Cumhuriyet dönemi: İlk şeker fabrikamız Uşak’ta 1926 yılında kuruluyor.
İmza Atatürk. Sonra diğerleri takip ediyor.
Muammer 1900 yılında İstanbul’da doğmuştu, liseyi Almanya’da bitirdi ve yine aynı ülkede eğitimini tamamlayıp Kimya Mühendisi olarak ülkemize döndü.
Eskişehir Şeker Fabrikasının inşasıyla işe başladı ve tecrübe kazandı.

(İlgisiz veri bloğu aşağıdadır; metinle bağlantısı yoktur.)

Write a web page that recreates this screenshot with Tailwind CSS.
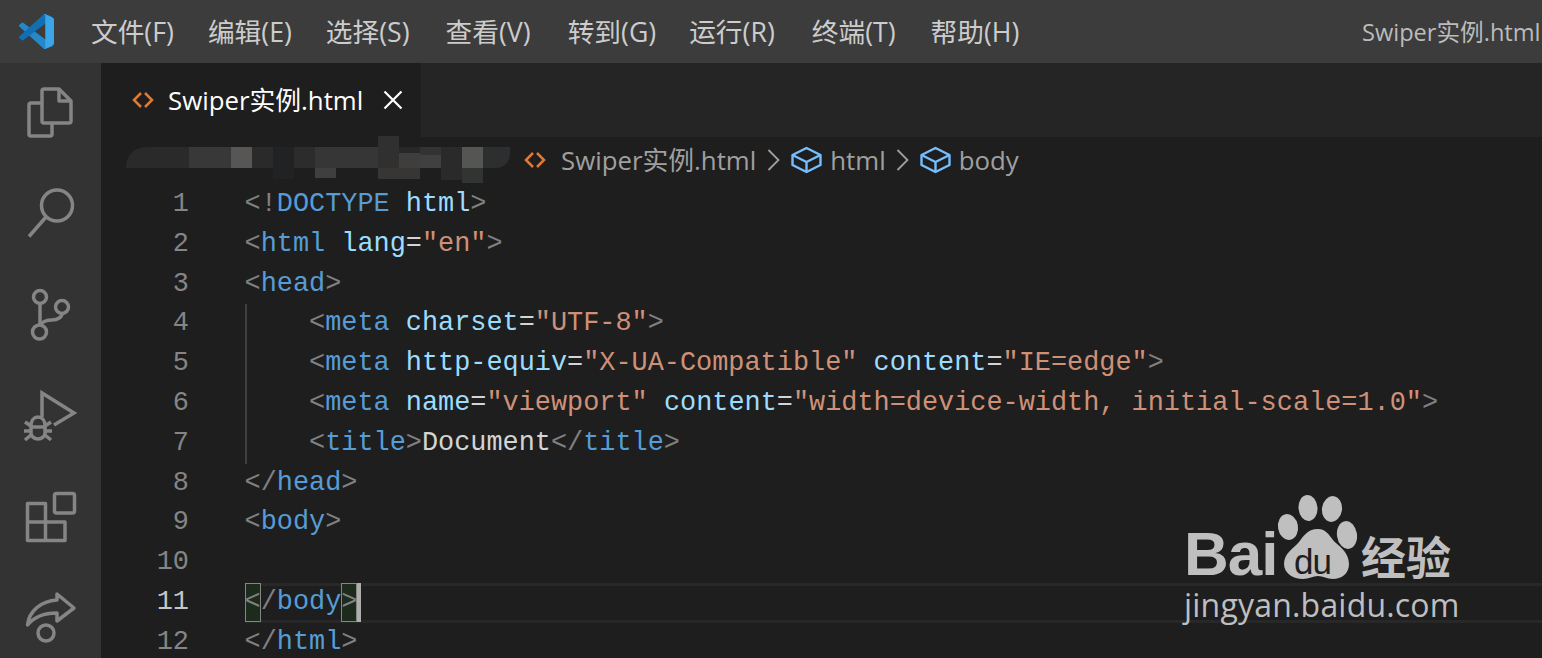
<!DOCTYPE html>
<html lang="zh">
<head>
    <meta charset="UTF-8">
    <title>Swiper实例.html</title>
    <script src="https://cdn.jsdelivr.net/npm/@tailwindcss/browser@4"></script>
</head>
<body class="bg-[#1e1e1e] overflow-hidden font-['Open_Sans','Noto_Sans_CJK_SC',sans-serif]">
<div class="relative w-[1542px] h-[658px] overflow-hidden">
    <!-- 标题栏 -->
    <header class="h-[63px] bg-[#3c3c3c] flex items-center text-[26.700px] text-[#cccccc] whitespace-nowrap">
        <svg class="ml-[19px] w-[35px] h-[35px] shrink-0" viewBox="0 0 100 100">
            <path fill="#2489ca" d="M1.6 36.3a4 4 0 0 1 0-5.9l5.5-5a4 4 0 0 1 5.1-.2L96 88.5v-.4a6 6 0 0 1-3.500 5.600L75.900 99.100a6 6 0 0 1-6.900-1.200z"/>
            <path fill="#1070b3" d="M1.600 63.700a4 4 0 0 0 0 5.900l5.500 5a4 4 0 0 0 5.100.2L96 11.500v.4a6 6 0 0 0-3.500-5.600L75.900.9a6 6 0 0 0-6.900 1.200z"/>
            <path fill="#3ca5ea" d="M75.900 99.100a6 6 0 0 1-6.900-1.200c2.200 2.200 6 .6 6-2.500V4.600c0-3.100-3.800-4.700-6-2.500a6 6 0 0 1 6.900-1.200l20.600 9.900a6 6 0 0 1 3.500 5.600v67.200a6 6 0 0 1-3.500 5.600z"/>
        </svg>
        <nav class="flex pt-[2px]">
            <span class="ml-[37px]">文件(F)</span>
            <span class="ml-[34px]">编辑(E)</span>
            <span class="ml-[34px]">选择(S)</span>
            <span class="ml-[36px]">查看(V)</span>
            <span class="ml-[37px]">转到(G)</span>
            <span class="ml-[33px]">运行(R)</span>
            <span class="ml-[37px]">终端(T)</span>
            <span class="ml-[35px]">帮助(H)</span>
        </nav>
        <span class="absolute left-[1362px] top-[15px] text-[23.600px] text-[#bbbbbb]">Swiper实例.html</span>
    </header>

    <div class="flex h-[595px]">
        <!-- 活动栏 -->
        <aside class="w-[101px] shrink-0 bg-[#333333] flex flex-col items-center pt-[15px] gap-[41.5px]">
            <svg class="w-[60px] h-[60px] shrink-0" viewBox="0 0 60 60" fill="none" stroke="#858585" stroke-width="3.500" stroke-linejoin="round">
                <path d="M23 11h15l12 12v20a2 2 0 0 1-2 2H23a2 2 0 0 1-2-2V13a2 2 0 0 1 2-2z"/>
                <path d="M38 11v12h12"/>
                <path d="M21 25H10a2 2 0 0 0-2 2v29a2 2 0 0 0 2 2h19a2 2 0 0 0 2-2V45"/>
            </svg>
            <svg class="mt-[3px] w-[60px] h-[60px] shrink-0" viewBox="0 0 60 60" fill="none" stroke="#858585" stroke-width="3.500">
                <circle cx="36" cy="22.500" r="15.500"/>
                <path d="M25 34L8 53.500"/>
            </svg>
            <svg class="mt-[1px] w-[60px] h-[60px] shrink-0" viewBox="0 0 60 60" fill="none" stroke="#858585" stroke-width="3.500">
                <circle cx="19" cy="12" r="6.500"/>
                <circle cx="41" cy="22" r="6.500"/>
                <circle cx="18.500" cy="47" r="7"/>
                <path d="M19 18.500V40"/>
                <path d="M19 40c3-4 7-5 12-5 6 0 10-3 10-6.500"/>
            </svg>
            <svg class="-mt-[1px] w-[60px] h-[60px] shrink-0" viewBox="0 0 60 60" fill="none" stroke="#858585" stroke-width="3.500">
                <path d="M21 31V7l32 20-20 12"/>
                <path d="M10 40c0-6 3-9 7-9s7 3 7 9v7c0 3-3 6-7 6s-7-3-7-6z"/>
                <path d="M10 41h14M4 36l6 4M30 36l-6 4M4 54l6-5M30 54l-6-5M3 45h6M25 45h6"/>
            </svg>
            <svg class="w-[60px] h-[60px] shrink-0" viewBox="0 0 60 60" fill="none" stroke="#858585" stroke-width="3.500" stroke-linejoin="round">
                <rect x="33.500" y="6.500" width="20" height="19.500" rx="2"/>
                <path d="M6.500 16.500h18v37h-18zM24.500 35h19.500v18.500H24.500zM6.500 35h18"/>
            </svg>
            <svg class="-mt-[2px] w-[60px] h-[60px] shrink-0" viewBox="0 0 60 60" fill="none" stroke="#858585" stroke-width="3.500" stroke-linejoin="round">
                <path d="M6.500 38C8 24 20 14 36 13V7l17 14-17 13v-8C24 26 13 30 6.500 38z"/>
                <circle cx="25" cy="46" r="8"/>
            </svg>
        </aside>

        <main class="flex-1 min-w-0 flex flex-col">
            <!-- 标签栏 -->
            <div class="h-[74px] bg-[#252526] flex shrink-0">
                <div class="w-[320px] bg-[#1e1e1e] flex items-center">
                    <svg class="ml-[31px] w-[22px] h-[20px]" viewBox="0 0 22 20" fill="none" stroke="#e37933" stroke-width="2.500"><path d="M9 3L2 10l7 7M13 3l7 7-7 7"/></svg>
                    <span class="ml-[14px] text-[25.800px] text-white whitespace-nowrap">Swiper实例.html</span>
                    <svg class="ml-[20px] w-[20px] h-[20px]" viewBox="0 0 20 20" stroke="#ffffff" stroke-width="2.200"><path d="M1.500 1.500l17 17M18.500 1.500l-17 17"/></svg>
                </div>
            </div>

            <!-- 面包屑 -->
            <div class="h-[46px] shrink-0 flex items-center pl-[25px] text-[25.800px] text-[#a0a0a0] whitespace-nowrap">
                <!-- 打码区域 -->
                <div class="w-[389px] h-[46px] pt-[10px] flex items-start shrink-0">
                    <div class="w-[63px] h-[21px] rounded-tl-[20px] bg-[#2a2a2a]"></div>
                    <div class="w-[42px] h-[21px] bg-[#383838]"></div>
                    <div class="w-[21px] h-[21px] bg-[#585654]"></div>
                    <div class="w-[21px] h-[21px] bg-[#2a2a2a]"></div>
                    <div class="w-[21px] h-[32px] bg-[#202224]"></div>
                    <div class="w-[21px] h-[21px] bg-[#2c2c2c]"></div>
                    <div class="w-[21px]"><div class="h-[21px] bg-[#363636]"></div><div class="h-[10px] bg-[#3f3f3f]"></div></div>
                    <div class="w-[42px] h-[21px] bg-[#363636]"></div>
                    <div class="w-[21px] -mt-[11px]"><div class="h-[32px] bg-[#303030]"></div><div class="h-[11px] bg-[#383634]"></div></div>
                    <div class="w-[21px]"><div class="h-[6px] bg-[#282828]"></div><div class="h-[15px] bg-[#3e3e3e]"></div><div class="h-[11px] bg-[#383634]"></div></div>
                    <div class="w-[21px]"><div class="h-[8px] bg-[#333333]"></div><div class="h-[13px] bg-[#404040]"></div></div>
                    <div class="w-[21px] h-[33px] bg-[#2a2a2a]"></div>
                    <div class="w-[21px]"><div class="h-[21px] bg-[#555554]"></div><div class="h-[15px] bg-[#323434]"></div></div>
                    <div class="w-[27px] h-[21px] rounded-br-[14px] bg-[#2c2e30]"></div>
                </div>
                <svg class="ml-[9px] w-[22px] h-[20px] shrink-0" viewBox="0 0 22 20" fill="none" stroke="#e37933" stroke-width="2.500"><path d="M9 3L2 10l7 7M13 3l7 7-7 7"/></svg>
                <span class="ml-[15px]">Swiper实例.html</span>
                <svg class="ml-[11px] w-[13px] h-[24px] shrink-0" viewBox="0 0 13 24" fill="none" stroke="#a0a0a0" stroke-width="1.800"><path d="M1.500 2l10 10-10 10"/></svg>
                <svg class="ml-[11px] w-[31px] h-[28px] shrink-0" viewBox="0 0 31 28" fill="none" stroke="#75beff" stroke-width="2.400" stroke-linejoin="round">
                    <path d="M15.500 2L29.500 9v10l-14 7-14-7V9z"/>
                    <path d="M1.500 9l14 7 14-7M15.500 16v10"/>
                </svg>
                <span class="ml-[8px]">html</span>
                <svg class="ml-[10px] w-[13px] h-[24px] shrink-0" viewBox="0 0 13 24" fill="none" stroke="#a0a0a0" stroke-width="1.800"><path d="M1.500 2l10 10-10 10"/></svg>
                <svg class="ml-[11px] w-[31px] h-[28px] shrink-0" viewBox="0 0 31 28" fill="none" stroke="#75beff" stroke-width="2.400" stroke-linejoin="round">
                    <path d="M15.500 2L29.500 9v10l-14 7-14-7V9z"/>
                    <path d="M1.500 9l14 7 14-7M15.500 16v10"/>
                </svg>
                <span class="ml-[8px]">body</span>
            </div>

            <!-- 代码 -->
            <div class="flex-1 pt-[2px] font-['Liberation_Mono',monospace] text-[26.880px] leading-[39.800px] text-[#d4d4d4] [&_span]:whitespace-pre">
                <div class="flex h-[39.800px]"><span class="w-[88px] text-right text-[#858585]">1</span><span class="ml-[55.500px]"><span class="text-[#808080]">&lt;!</span><span class="text-[#569cd6]">DOCTYPE</span> <span class="text-[#9cdcfe]">html</span><span class="text-[#808080]">&gt;</span></span></div>
                <div class="flex h-[39.800px]"><span class="w-[88px] text-right text-[#858585]">2</span><span class="ml-[55.500px]"><span class="text-[#808080]">&lt;</span><span class="text-[#569cd6]">html</span> <span class="text-[#9cdcfe]">lang</span>=<span class="text-[#ce9178]">"en"</span><span class="text-[#808080]">&gt;</span></span></div>
                <div class="flex h-[39.800px]"><span class="w-[88px] text-right text-[#858585]">3</span><span class="ml-[55.500px]"><span class="text-[#808080]">&lt;</span><span class="text-[#569cd6]">head</span><span class="text-[#808080]">&gt;</span></span></div>
                <div class="flex h-[39.800px]"><span class="w-[88px] text-right text-[#858585]">4</span><span class="ml-[55.500px] pl-[62.500px] border-l-2 border-[#404040]"><span class="text-[#808080]">&lt;</span><span class="text-[#569cd6]">meta</span> <span class="text-[#9cdcfe]">charset</span>=<span class="text-[#ce9178]">"UTF-8"</span><span class="text-[#808080]">&gt;</span></span></div>
                <div class="flex h-[39.800px]"><span class="w-[88px] text-right text-[#858585]">5</span><span class="ml-[55.500px] pl-[62.500px] border-l-2 border-[#404040]"><span class="text-[#808080]">&lt;</span><span class="text-[#569cd6]">meta</span> <span class="text-[#9cdcfe]">http-equiv</span>=<span class="text-[#ce9178]">"X-UA-Compatible"</span> <span class="text-[#9cdcfe]">content</span>=<span class="text-[#ce9178]">"IE=edge"</span><span class="text-[#808080]">&gt;</span></span></div>
                <div class="flex h-[39.800px]"><span class="w-[88px] text-right text-[#858585]">6</span><span class="ml-[55.500px] pl-[62.500px] border-l-2 border-[#404040]"><span class="text-[#808080]">&lt;</span><span class="text-[#569cd6]">meta</span> <span class="text-[#9cdcfe]">name</span>=<span class="text-[#ce9178]">"viewport"</span> <span class="text-[#9cdcfe]">content</span>=<span class="text-[#ce9178]">"width=device-width, initial-scale=1.0"</span><span class="text-[#808080]">&gt;</span></span></div>
                <div class="flex h-[39.800px]"><span class="w-[88px] text-right text-[#858585]">7</span><span class="ml-[55.500px] pl-[62.500px] border-l-2 border-[#404040]"><span class="text-[#808080]">&lt;</span><span class="text-[#569cd6]">title</span><span class="text-[#808080]">&gt;</span>Document<span class="text-[#808080]">&lt;/</span><span class="text-[#569cd6]">title</span><span class="text-[#808080]">&gt;</span></span></div>
                <div class="flex h-[39.800px]"><span class="w-[88px] text-right text-[#858585]">8</span><span class="ml-[55.500px]"><span class="text-[#808080]">&lt;/</span><span class="text-[#569cd6]">head</span><span class="text-[#808080]">&gt;</span></span></div>
                <div class="flex h-[39.800px]"><span class="w-[88px] text-right text-[#858585]">9</span><span class="ml-[55.500px]"><span class="text-[#808080]">&lt;</span><span class="text-[#569cd6]">body</span><span class="text-[#808080]">&gt;</span></span></div>
                <div class="flex h-[39.800px]"><span class="w-[88px] text-right text-[#858585]">10</span></div>
                <div class="flex h-[39.800px]">
                    <span class="w-[88px] text-right text-[#c6c6c6]">11</span>
                    <div class="ml-[55.500px] flex-1 border-y-[3px] border-[#282828] h-[39.800px] flex leading-[33.800px]">
                        <span class="relative"><span class="absolute left-0 -top-[3px] w-[16px] h-[39px] border border-[#858585] bg-[#1d2b1d]"></span><span class="relative text-[#808080]">&lt;</span></span><span class="text-[#808080]">/</span><span class="text-[#569cd6]">body</span><span class="relative"><span class="absolute left-0 -top-[3px] w-[16px] h-[39px] border border-[#858585] bg-[#1d2b1d]"></span><span class="relative text-[#808080]">&gt;</span></span>
                        <span class="w-[4px] h-[39px] -mt-[3px] bg-[#aeafad]"></span>
                    </div>
                </div>
                <div class="flex h-[39.800px]"><span class="w-[88px] text-right text-[#858585]">12</span><span class="ml-[55.500px]"><span class="text-[#808080]">&lt;/</span><span class="text-[#569cd6]">html</span><span class="text-[#808080]">&gt;</span></span></div>
            </div>
        </main>
    </div>

    <!-- 水印 -->
    <div class="absolute left-[1180px] top-[495px] w-[290px] h-[135px] text-[#bfbfbf]">
        <svg class="absolute left-[88px] top-0 w-[120px] h-[90px]" viewBox="0 0 120 90" fill="#bfbfbf">
            <ellipse cx="20" cy="32" rx="10" ry="13" transform="rotate(-10 20 32)"/>
            <ellipse cx="40" cy="13" rx="9.500" ry="13" transform="rotate(-5 40 13)"/>
            <ellipse cx="64" cy="14" rx="10" ry="13" transform="rotate(8 64 14)"/>
            <ellipse cx="79" cy="40" rx="10" ry="14" transform="rotate(-8 79 40)"/>
            <path d="M50 34c8 0 11 6 15 11 4 5 16 11 16 24 0 10-8 15-16 15-6 0-10-3-15-3s-9 3-15 3c-10 0-19-6-19-15 0-11 10-16 15-22 4-5 8-13 19-13z"/>
        </svg>
        <span class="absolute left-[4px] top-[24px] font-['Liberation_Sans',sans-serif] font-bold text-[62px] leading-[70px] tracking-[-1px]">Bai</span>
        <span class="absolute left-[114px] top-[47px] font-['Liberation_Sans',sans-serif] text-[35px] leading-[40px] tracking-[-1px] text-[#1e1e1e]">du</span>
        <span class="absolute left-[181px] top-[33px] font-['Noto_Sans_CJK_SC',sans-serif] font-bold text-[45px] leading-[55px] whitespace-nowrap">经验</span>
        <span class="absolute left-[4px] top-[90px] font-['Open_Sans',sans-serif] text-[32px] leading-[40px] tracking-[0.2px] whitespace-nowrap">jingyan.baidu.com</span>
    </div>
</div>
</body>
</html>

Atatürk “Turhal’a şeker fabrikası kurulsun emrini” verince Sanayi ve Ticaret bakanı Celal Bayar bu görevi Muammer beye verdi.
Turhal o tarihlerde 4bin nüfuslu bir nahiye.
Ulaşım sıkıntılı, elektrik yok ve birçok zorluklar mevcut.
Fabrikayı kurmak için gelen Alman Mühendisler manzaradan hiç hoşnut olmamışlardı. Muammer bey zeki biriydi, İstanbul’dan bir Alman aşçı getirdi, fabrika inşaatının olduğu bölgeye bir domuz çiftliği kurup her gün onlara ziyafet çektirdi.
Binbir zorluklardan sonra fabrika kuruldu. O küçük nahiye 1944 yılında ilçe oldu. Fabrika büyüdükçe büyüdü – tarımda, hayvancılıkta.
Sonraki yıllarda O fabrikaya ‘Turhal Muammer Taksavul Şeker Fabrikası’ ismi verildi. Bu ve bunun gibi çok büyük zorluklarla yapılan şeker fabrikalarımız satışa (Ardından kapatılacak) çıktı.
Şeker pancarında dünyada en büyük üretime sahip beşinci ülkeyiz ancak şekerimsi gıdada Amerika bir numara.
Cumhuriyetin kurulmasıyla birlikte elinden kaçırdığı bu pazarı şimdilerde tekrar ele geçiriyor. Tıpkı tütünde olduğu gibi.. Neyse; haydi güzelim, şeker ezelim.